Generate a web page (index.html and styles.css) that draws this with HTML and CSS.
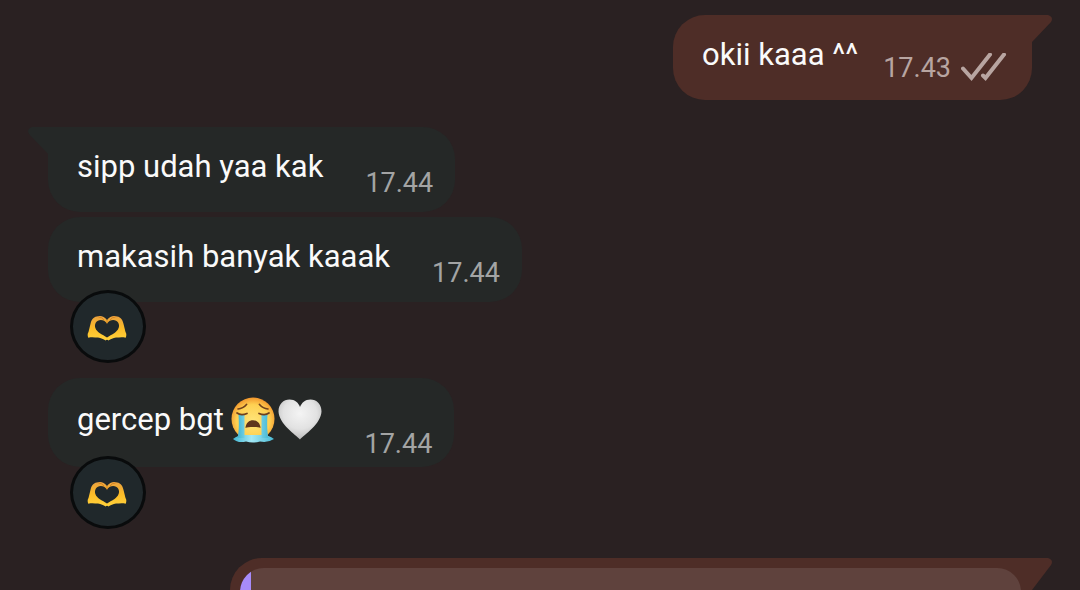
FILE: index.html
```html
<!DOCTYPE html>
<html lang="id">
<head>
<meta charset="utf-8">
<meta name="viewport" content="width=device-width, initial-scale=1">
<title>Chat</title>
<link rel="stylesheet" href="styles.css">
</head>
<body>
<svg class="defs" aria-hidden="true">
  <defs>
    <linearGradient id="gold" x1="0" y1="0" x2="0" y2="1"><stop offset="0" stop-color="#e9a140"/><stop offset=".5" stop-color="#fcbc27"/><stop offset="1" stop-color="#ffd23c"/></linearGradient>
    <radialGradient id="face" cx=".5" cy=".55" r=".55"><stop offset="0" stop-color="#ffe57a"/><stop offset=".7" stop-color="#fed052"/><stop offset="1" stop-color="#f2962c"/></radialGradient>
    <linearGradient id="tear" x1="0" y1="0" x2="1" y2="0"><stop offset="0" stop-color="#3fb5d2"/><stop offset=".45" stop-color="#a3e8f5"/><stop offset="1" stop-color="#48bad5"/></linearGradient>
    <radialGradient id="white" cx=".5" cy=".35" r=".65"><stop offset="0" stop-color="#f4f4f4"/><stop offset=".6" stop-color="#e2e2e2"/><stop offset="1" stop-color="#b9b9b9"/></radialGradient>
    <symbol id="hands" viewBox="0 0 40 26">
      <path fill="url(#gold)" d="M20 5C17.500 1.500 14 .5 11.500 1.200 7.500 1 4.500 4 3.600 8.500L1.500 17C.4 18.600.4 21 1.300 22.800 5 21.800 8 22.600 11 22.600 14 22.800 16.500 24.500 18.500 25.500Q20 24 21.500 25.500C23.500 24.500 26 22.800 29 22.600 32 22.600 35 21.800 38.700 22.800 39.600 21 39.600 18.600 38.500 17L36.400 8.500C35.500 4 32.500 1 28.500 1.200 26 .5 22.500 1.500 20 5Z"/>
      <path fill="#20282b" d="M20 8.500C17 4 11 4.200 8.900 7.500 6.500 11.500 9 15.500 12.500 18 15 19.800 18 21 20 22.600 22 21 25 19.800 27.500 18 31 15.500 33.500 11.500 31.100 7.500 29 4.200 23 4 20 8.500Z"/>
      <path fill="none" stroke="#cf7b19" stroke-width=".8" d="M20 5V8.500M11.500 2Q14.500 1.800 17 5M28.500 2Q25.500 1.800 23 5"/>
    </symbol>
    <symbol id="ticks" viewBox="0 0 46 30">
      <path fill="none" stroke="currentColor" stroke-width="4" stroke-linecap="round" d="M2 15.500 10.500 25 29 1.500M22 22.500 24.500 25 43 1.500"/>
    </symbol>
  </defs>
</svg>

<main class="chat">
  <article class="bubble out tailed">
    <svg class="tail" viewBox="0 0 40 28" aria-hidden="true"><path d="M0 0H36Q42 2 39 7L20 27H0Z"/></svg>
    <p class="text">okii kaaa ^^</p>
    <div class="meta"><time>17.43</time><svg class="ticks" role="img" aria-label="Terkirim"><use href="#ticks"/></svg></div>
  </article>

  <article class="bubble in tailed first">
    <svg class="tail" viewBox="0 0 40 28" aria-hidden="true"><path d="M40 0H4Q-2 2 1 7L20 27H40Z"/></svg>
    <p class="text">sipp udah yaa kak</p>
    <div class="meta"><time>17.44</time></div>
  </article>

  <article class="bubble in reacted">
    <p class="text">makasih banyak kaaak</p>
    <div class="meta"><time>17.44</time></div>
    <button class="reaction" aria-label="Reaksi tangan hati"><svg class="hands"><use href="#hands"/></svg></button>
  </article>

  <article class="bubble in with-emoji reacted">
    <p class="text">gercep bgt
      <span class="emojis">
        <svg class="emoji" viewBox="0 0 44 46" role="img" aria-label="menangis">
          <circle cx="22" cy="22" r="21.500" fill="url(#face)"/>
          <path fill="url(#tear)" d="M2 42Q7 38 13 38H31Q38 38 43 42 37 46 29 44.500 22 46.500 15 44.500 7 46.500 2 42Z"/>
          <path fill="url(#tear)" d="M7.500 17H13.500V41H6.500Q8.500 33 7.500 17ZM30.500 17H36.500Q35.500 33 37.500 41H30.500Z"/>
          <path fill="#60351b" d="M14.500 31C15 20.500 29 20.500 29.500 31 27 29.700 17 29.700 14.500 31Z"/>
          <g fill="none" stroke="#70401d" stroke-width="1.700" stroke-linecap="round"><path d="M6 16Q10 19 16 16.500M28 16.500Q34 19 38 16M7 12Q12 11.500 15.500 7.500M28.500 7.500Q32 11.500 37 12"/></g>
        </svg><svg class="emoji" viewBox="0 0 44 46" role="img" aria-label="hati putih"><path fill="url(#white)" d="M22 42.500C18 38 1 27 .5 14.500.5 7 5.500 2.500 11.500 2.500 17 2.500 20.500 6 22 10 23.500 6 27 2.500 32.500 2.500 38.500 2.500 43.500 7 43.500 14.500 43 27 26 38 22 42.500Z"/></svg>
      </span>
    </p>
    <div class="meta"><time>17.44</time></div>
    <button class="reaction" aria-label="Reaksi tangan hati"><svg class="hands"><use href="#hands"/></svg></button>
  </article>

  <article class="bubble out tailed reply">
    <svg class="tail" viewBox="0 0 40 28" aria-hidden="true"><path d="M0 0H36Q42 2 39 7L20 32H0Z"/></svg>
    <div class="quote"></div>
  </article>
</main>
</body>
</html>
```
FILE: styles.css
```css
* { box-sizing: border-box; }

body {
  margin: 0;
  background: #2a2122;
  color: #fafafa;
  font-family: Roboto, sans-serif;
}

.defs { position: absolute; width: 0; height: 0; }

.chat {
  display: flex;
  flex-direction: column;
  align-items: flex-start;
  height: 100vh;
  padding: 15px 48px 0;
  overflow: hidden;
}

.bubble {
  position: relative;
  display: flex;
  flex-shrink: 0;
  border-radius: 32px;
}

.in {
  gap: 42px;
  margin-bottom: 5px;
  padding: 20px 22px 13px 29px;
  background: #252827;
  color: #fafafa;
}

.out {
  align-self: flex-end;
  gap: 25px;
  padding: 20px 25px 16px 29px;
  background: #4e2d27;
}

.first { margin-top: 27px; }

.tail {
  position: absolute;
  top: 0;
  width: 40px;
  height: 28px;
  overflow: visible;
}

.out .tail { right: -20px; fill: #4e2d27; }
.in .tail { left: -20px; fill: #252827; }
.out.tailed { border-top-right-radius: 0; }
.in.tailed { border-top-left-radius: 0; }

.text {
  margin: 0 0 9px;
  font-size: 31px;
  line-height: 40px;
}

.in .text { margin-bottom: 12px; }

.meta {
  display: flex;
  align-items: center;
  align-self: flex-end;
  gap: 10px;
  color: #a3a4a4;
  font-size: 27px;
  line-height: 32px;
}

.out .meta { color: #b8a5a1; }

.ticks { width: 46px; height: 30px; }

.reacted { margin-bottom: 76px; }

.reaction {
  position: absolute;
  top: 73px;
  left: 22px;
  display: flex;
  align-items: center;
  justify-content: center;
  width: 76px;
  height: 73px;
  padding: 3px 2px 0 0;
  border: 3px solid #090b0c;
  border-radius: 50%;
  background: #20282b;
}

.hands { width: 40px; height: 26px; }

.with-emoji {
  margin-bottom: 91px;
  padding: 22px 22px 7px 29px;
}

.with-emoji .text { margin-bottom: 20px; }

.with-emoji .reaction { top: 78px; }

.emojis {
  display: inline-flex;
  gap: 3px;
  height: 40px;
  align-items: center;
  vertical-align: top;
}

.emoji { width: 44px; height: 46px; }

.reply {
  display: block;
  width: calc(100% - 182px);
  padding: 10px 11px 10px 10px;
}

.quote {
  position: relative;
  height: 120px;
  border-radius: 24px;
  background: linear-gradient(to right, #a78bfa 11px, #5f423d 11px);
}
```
⁂
Given problem:
Repeat the listing above exactly, with no pictures.

Output below:
Generate a web page (index.html and styles.css) that draws this with HTML and CSS.
FILE: index.html
```html
<!DOCTYPE html>
<html lang="id">
<head>
<meta charset="utf-8">
<meta name="viewport" content="width=device-width, initial-scale=1">
<title>Chat</title>
<link rel="stylesheet" href="styles.css">
</head>
<body>
<svg class="defs" aria-hidden="true">
  <defs>
    <linearGradient id="gold" x1="0" y1="0" x2="0" y2="1"><stop offset="0" stop-color="#e9a140"/><stop offset=".5" stop-color="#fcbc27"/><stop offset="1" stop-color="#ffd23c"/></linearGradient>
    <radialGradient id="face" cx=".5" cy=".55" r=".55"><stop offset="0" stop-color="#ffe57a"/><stop offset=".7" stop-color="#fed052"/><stop offset="1" stop-color="#f2962c"/></radialGradient>
    <linearGradient id="tear" x1="0" y1="0" x2="1" y2="0"><stop offset="0" stop-color="#3fb5d2"/><stop offset=".45" stop-color="#a3e8f5"/><stop offset="1" stop-color="#48bad5"/></linearGradient>
    <radialGradient id="white" cx=".5" cy=".35" r=".65"><stop offset="0" stop-color="#f4f4f4"/><stop offset=".6" stop-color="#e2e2e2"/><stop offset="1" stop-color="#b9b9b9"/></radialGradient>
    <symbol id="hands" viewBox="0 0 40 26">
      <path fill="url(#gold)" d="M20 5C17.500 1.500 14 .5 11.500 1.200 7.500 1 4.500 4 3.600 8.500L1.500 17C.4 18.600.4 21 1.300 22.800 5 21.800 8 22.600 11 22.600 14 22.800 16.500 24.500 18.500 25.500Q20 24 21.500 25.500C23.500 24.500 26 22.800 29 22.600 32 22.600 35 21.800 38.700 22.800 39.600 21 39.600 18.600 38.500 17L36.400 8.500C35.500 4 32.500 1 28.500 1.200 26 .5 22.500 1.500 20 5Z"/>
      <path fill="#20282b" d="M20 8.500C17 4 11 4.200 8.900 7.500 6.500 11.500 9 15.500 12.500 18 15 19.800 18 21 20 22.600 22 21 25 19.800 27.500 18 31 15.500 33.500 11.500 31.100 7.500 29 4.200 23 4 20 8.500Z"/>
      <path fill="none" stroke="#cf7b19" stroke-width=".8" d="M20 5V8.500M11.500 2Q14.500 1.800 17 5M28.500 2Q25.500 1.800 23 5"/>
    </symbol>
    <symbol id="ticks" viewBox="0 0 46 30">
      <path fill="none" stroke="currentColor" stroke-width="4" stroke-linecap="round" d="M2 15.500 10.500 25 29 1.500M22 22.500 24.500 25 43 1.500"/>
    </symbol>
  </defs>
</svg>

<main class="chat">
  <article class="bubble out tailed">
    <svg class="tail" viewBox="0 0 40 28" aria-hidden="true"><path d="M0 0H36Q42 2 39 7L20 27H0Z"/></svg>
    <p class="text">okii kaaa ^^</p>
    <div class="meta"><time>17.43</time><svg class="ticks" role="img" aria-label="Terkirim"><use href="#ticks"/></svg></div>
  </article>

  <article class="bubble in tailed first">
    <svg class="tail" viewBox="0 0 40 28" aria-hidden="true"><path d="M40 0H4Q-2 2 1 7L20 27H40Z"/></svg>
    <p class="text">sipp udah yaa kak</p>
    <div class="meta"><time>17.44</time></div>
  </article>

  <article class="bubble in reacted">
    <p class="text">makasih banyak kaaak</p>
    <div class="meta"><time>17.44</time></div>
    <button class="reaction" aria-label="Reaksi tangan hati"><svg class="hands"><use href="#hands"/></svg></button>
  </article>

  <article class="bubble in with-emoji reacted">
    <p class="text">gercep bgt
      <span class="emojis">
        <svg class="emoji" viewBox="0 0 44 46" role="img" aria-label="menangis">
          <circle cx="22" cy="22" r="21.500" fill="url(#face)"/>
          <path fill="url(#tear)" d="M2 42Q7 38 13 38H31Q38 38 43 42 37 46 29 44.500 22 46.500 15 44.500 7 46.500 2 42Z"/>
          <path fill="url(#tear)" d="M7.500 17H13.500V41H6.500Q8.500 33 7.500 17ZM30.500 17H36.500Q35.500 33 37.500 41H30.500Z"/>
          <path fill="#60351b" d="M14.500 31C15 20.500 29 20.500 29.500 31 27 29.700 17 29.700 14.500 31Z"/>
          <g fill="none" stroke="#70401d" stroke-width="1.700" stroke-linecap="round"><path d="M6 16Q10 19 16 16.500M28 16.500Q34 19 38 16M7 12Q12 11.500 15.500 7.500M28.500 7.500Q32 11.500 37 12"/></g>
        </svg><svg class="emoji" viewBox="0 0 44 46" role="img" aria-label="hati putih"><path fill="url(#white)" d="M22 42.500C18 38 1 27 .5 14.500.5 7 5.500 2.500 11.500 2.500 17 2.500 20.500 6 22 10 23.500 6 27 2.500 32.500 2.500 38.500 2.500 43.500 7 43.500 14.500 43 27 26 38 22 42.500Z"/></svg>
      </span>
    </p>
    <div class="meta"><time>17.44</time></div>
    <button class="reaction" aria-label="Reaksi tangan hati"><svg class="hands"><use href="#hands"/></svg></button>
  </article>

  <article class="bubble out tailed reply">
    <svg class="tail" viewBox="0 0 40 28" aria-hidden="true"><path d="M0 0H36Q42 2 39 7L20 32H0Z"/></svg>
    <div class="quote"></div>
  </article>
</main>
</body>
</html>
```
FILE: styles.css
```css
* { box-sizing: border-box; }

body {
  margin: 0;
  background: #2a2122;
  color: #fafafa;
  font-family: Roboto, sans-serif;
}

.defs { position: absolute; width: 0; height: 0; }

.chat {
  display: flex;
  flex-direction: column;
  align-items: flex-start;
  height: 100vh;
  padding: 15px 48px 0;
  overflow: hidden;
}

.bubble {
  position: relative;
  display: flex;
  flex-shrink: 0;
  border-radius: 32px;
}

.in {
  gap: 42px;
  margin-bottom: 5px;
  padding: 20px 22px 13px 29px;
  background: #252827;
  color: #fafafa;
}

.out {
  align-self: flex-end;
  gap: 25px;
  padding: 20px 25px 16px 29px;
  background: #4e2d27;
}

.first { margin-top: 27px; }

.tail {
  position: absolute;
  top: 0;
  width: 40px;
  height: 28px;
  overflow: visible;
}

.out .tail { right: -20px; fill: #4e2d27; }
.in .tail { left: -20px; fill: #252827; }
.out.tailed { border-top-right-radius: 0; }
.in.tailed { border-top-left-radius: 0; }

.text {
  margin: 0 0 9px;
  font-size: 31px;
  line-height: 40px;
}

.in .text { margin-bottom: 12px; }

.meta {
  display: flex;
  align-items: center;
  align-self: flex-end;
  gap: 10px;
  color: #a3a4a4;
  font-size: 27px;
  line-height: 32px;
}

.out .meta { color: #b8a5a1; }

.ticks { width: 46px; height: 30px; }

.reacted { margin-bottom: 76px; }

.reaction {
  position: absolute;
  top: 73px;
  left: 22px;
  display: flex;
  align-items: center;
  justify-content: center;
  width: 76px;
  height: 73px;
  padding: 3px 2px 0 0;
  border: 3px solid #090b0c;
  border-radius: 50%;
  background: #20282b;
}

.hands { width: 40px; height: 26px; }

.with-emoji {
  margin-bottom: 91px;
  padding: 22px 22px 7px 29px;
}

.with-emoji .text { margin-bottom: 20px; }

.with-emoji .reaction { top: 78px; }

.emojis {
  display: inline-flex;
  gap: 3px;
  height: 40px;
  align-items: center;
  vertical-align: top;
}

.emoji { width: 44px; height: 46px; }

.reply {
  display: block;
  width: calc(100% - 182px);
  padding: 10px 11px 10px 10px;
}

.quote {
  position: relative;
  height: 120px;
  border-radius: 24px;
  background: linear-gradient(to right, #a78bfa 11px, #5f423d 11px);
}
```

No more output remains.